La Viena que quedó tras la guerra era una ciudad sin imperio, sin ejército, sin poder. Pero con arte. Con pensamiento. Con memoria. Mahler, Klimt, Freud, Wittgenstein… todos ellos compensaron la pérdida política con una ganancia espiritual. Austria dejó de ser una potencia, pero siguió siendo una metrópoli del espíritu. Y en ese sentido, los valses de Strauss, por más disonantes que sean, también forman parte de ese legado. Son la música de una civilización que bailó sobre su ruina. Pero también la música de una ciudad que supo convertir su ocaso en arte.

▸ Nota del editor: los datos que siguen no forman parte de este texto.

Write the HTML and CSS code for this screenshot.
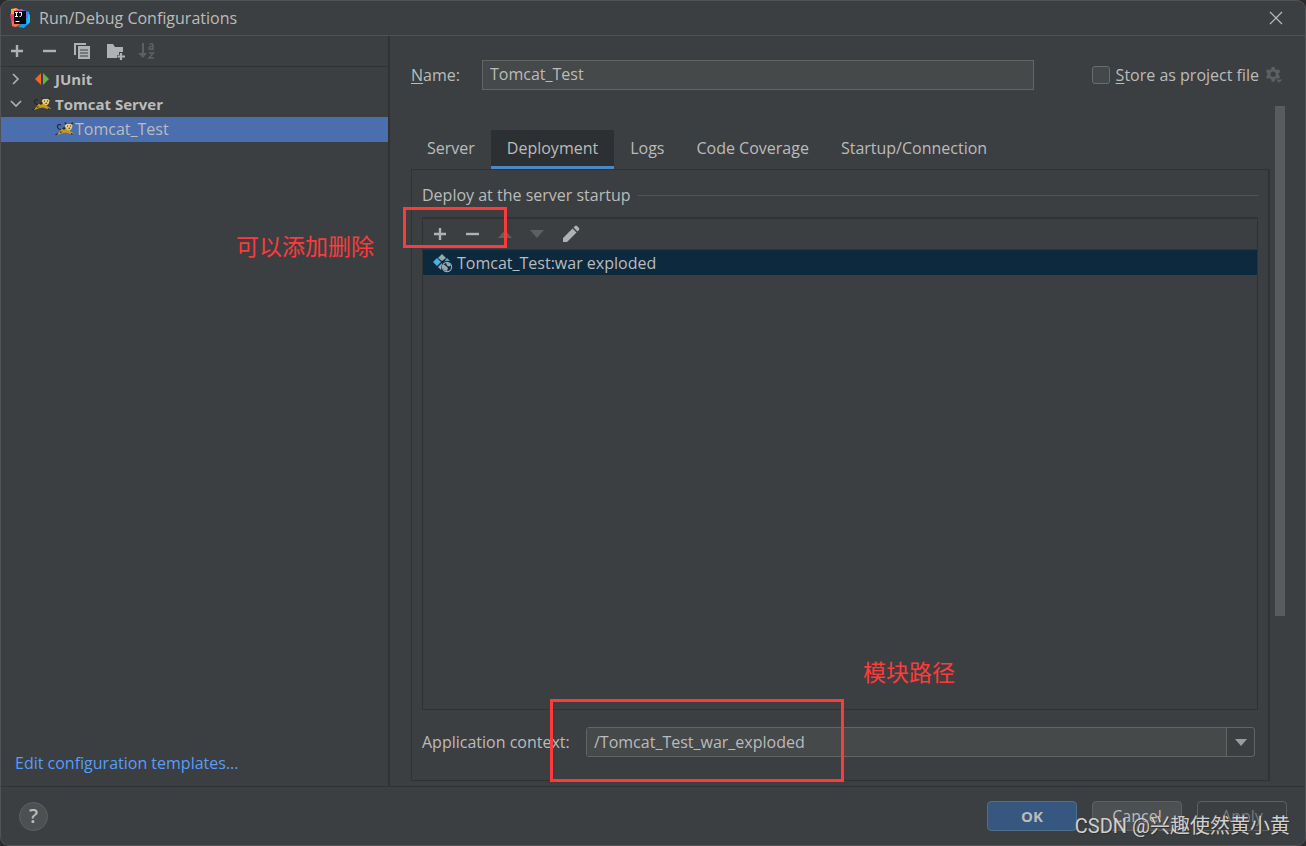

La belleza que gira sobre el vacío
Los valses de Johann Strauss II no son el pináculo de una cultura en ascenso, sino el eco refinado de una civilización que ha perdido su alma. Muy al contrario de la música barroca. Su perfección formal, su elegancia melódica, su popularidad masiva —todo eso no celebra la vitalidad espiritual de Europa, sino que la disimula. Son música para una clase dirigente y aristocrática que ya no gobierna, para un imperio que ya no domina, para una ciudad que ya no crea. Son la danza final de una Europa que gira sobre su propia ruina.
Strauss no compuso para elevar al hombre hacia lo trascendente, sino para entretenerlo en la tierra, divorciado de Dios, rodeado de esplendor vacío. Mientras Europa saqueaba continentes, traficaba esclavos y se hundía en su propia barbarie civilizada, Viena bailaba. Y en ese baile, la belleza dejó de ser revelación para convertirse en anestesia. El vals no redime: adorna. No transforma: repite. No ilumina: suspende.
La disonancia de los valses de Strauss es la disonancia de toda civilización que ha alcanzado su fase terminal: una cultura que ya no puede crear, pero que aún sabe cómo embellecer su decadencia. En ese sentido, su música no es testimonio de grandeza, sino de negación. No es himno de eternidad, sino epitafio de un mundo que se creyó eterno.
Y, sin embargo, esa música persiste. Porque en su giro hipnótico, en su perfección formal, en su negación del tiempo, los valses de Strauss nos recuerdan que incluso en el ocaso, el arte puede brillar. No como promesa, sino como memoria. No como futuro, sino como advertencia. Strauss no fue el músico de la esperanza. Fue el músico del último baile.